I am sure that there are administrators, professors, student affair professionals, deans and so on who are wondering why should we focus on financial literacy?  Because you can’t afford not to!  The goal of financial literacy is not only to keep retention rates up, but it is truly to benefit the HBCU after the student graduates.  The 2012 college graduate left school with an estimated $26,000 in student loan debt.  This does not include the possibility that the student also had credit card debt or a car loan.  If it is not taught in college that DEBT SUCKS and that once you graduate that you need to pay off ALL debt as fast as you can then you end up with generation after generation that just lives a little bit better than paycheck to paycheck.  Alumni that live like this financially DO NOT AND CAN NOT give back to their alma mater leaving the alma mater to fend for itself.  This may not have been a problem in the past, but with state governments more and more cutting back in the budget when it comes to higher education the dependence on donations from alumni will only become greater.  So as you can see current and future alumni are the issue but they are also the solution, but it starts with financial literacy being stressed to them while they are students.  Trust that not a lot of higher ed institutions are taking on this mission and maybe they don’t have to, but as a HBCU alumni I am here to tell you that you can’t afford not to.  It is time to get off the chopping block and to show the world that you are not going ANYWHERE!

Tuesday, March 12, 2013

Silently Suffering

A couple of weeks ago I attended the NACA (National Association For Campus Activities) Conference in Nashville Tennessee.  NACA is where colleges and universities from all around the country come to one place to hire performances for their campus for the upcoming semester while at the same time attending beneficial educational workshops. The campus representatives who attend are mostly students accompanied by an advisor.  This was my first National NACA so 99% of the students and student affair professionals were meeting me for the first time.  Majority of the performances that are for hire at NACA are music acts, magic acts, comedy, lecturers, etc so what I have to offer is completely different and at first not easy to understand. That is why I wear a t-shirt that says “DEBT SUCKS” on it because that is what I am about, I am about showing students that they don’t have to die in debt like so many people before them. They actually can be different from their parents, grandparents, aunts, uncles, etc and get out of debt in a few years after graduation.   I did not start off my speaking career talking to college students but I actually started speaking to individuals who were in the average age range of 40-65yrs and the common sentence spoken at the end of my presentation no matter where I was at was “where were you when I was younger?”  It was said to me so much that I decided I need to go to where the people are younger and that is when I started speaking at colleges.  I went to NACA because it is the best way to get in front of a lot of universities and colleges in one place and when you are able to interact with close to 2500 people in a few days you are able to see a disturbing trend.

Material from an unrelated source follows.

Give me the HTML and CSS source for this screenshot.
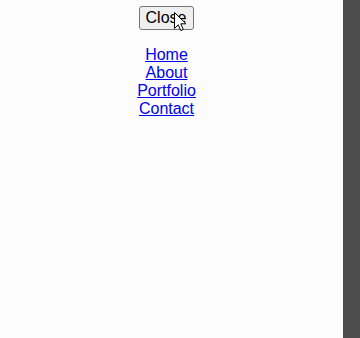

Students on a daily basis would walk past me, look at my shirt, and say DEBT does SUCK! Then I would speak to them one on one and quickly come to understand that their financial issues ran extremely deep and that they don’t even know where to start to get a handle of it.  A senior came up to me who was in $30,000 of debt which consisted of student loans, credit cards, and a car loan.  He said “we need you to come to our school, or better yet I just need your personal email because I need help.”  He went on to talk about he didn't know how he would pay off the debt after graduation and to make the situation more serious he had a baby on the way in June.  I met a young woman who wanted after graduation to work directly with young kids at risk and help them towards a more promising future, but she said that she would have to take a job that she didn't want to just to pay off the debt she had.  In her words “I will have to put off my dream for a few years until I can get a handle on my debt.” Another young lady stopped me in mid sentence and said “please don’t remind me of my debt.  I went to a different university before attending this one and racked up so much already.”  As she was speaking tears started to form in her eyes and I quickly told her it would be okay, but she shook her head and said “I don’t think so.”  I tried to help her in the two minutes we had to talk, but I could tell that she needed more and at this type of event that was not possible.

The examples go on and on, but the point of the stories above is that there are A LOT of students that are silently suffering because of debt and they need help, they need direction.  When I was in college which was not long ago no one cared about how much they owed because we all just said we will get to it after graduation, but these students don’t have the same care free option.  With tuition at some universities increasing as much as 40% since 2008 students are feeling the burden of debt before they graduate and to add insult to injury because of the 2008 recession the government has less money to give to universities for grants, etc.  When less money is coming in from the government then who makes up the difference in the money owed? That’s right, the student and their parents.  The good news is some universities are seeing the importance of financial literacy for their students and like the idea of someone who has been in massive debt, got out of it, and now is able to show others how to do the same. After NACA I recognized that I have to do a better job at explaining to Deans, Directors, Advisors, etc the importance of this information because there are students silently suffering and if they don’t go in the right direction they WILL BE graduates silently suffering who will be deep in debt living paycheck to paycheck and not the prosperous alumni that can give back to their alma mater.  My mission is to help as many college students as I can before they graduate so that they are able to live a life without debt.  A life without debt for these students will lead to a world that is changed for the better.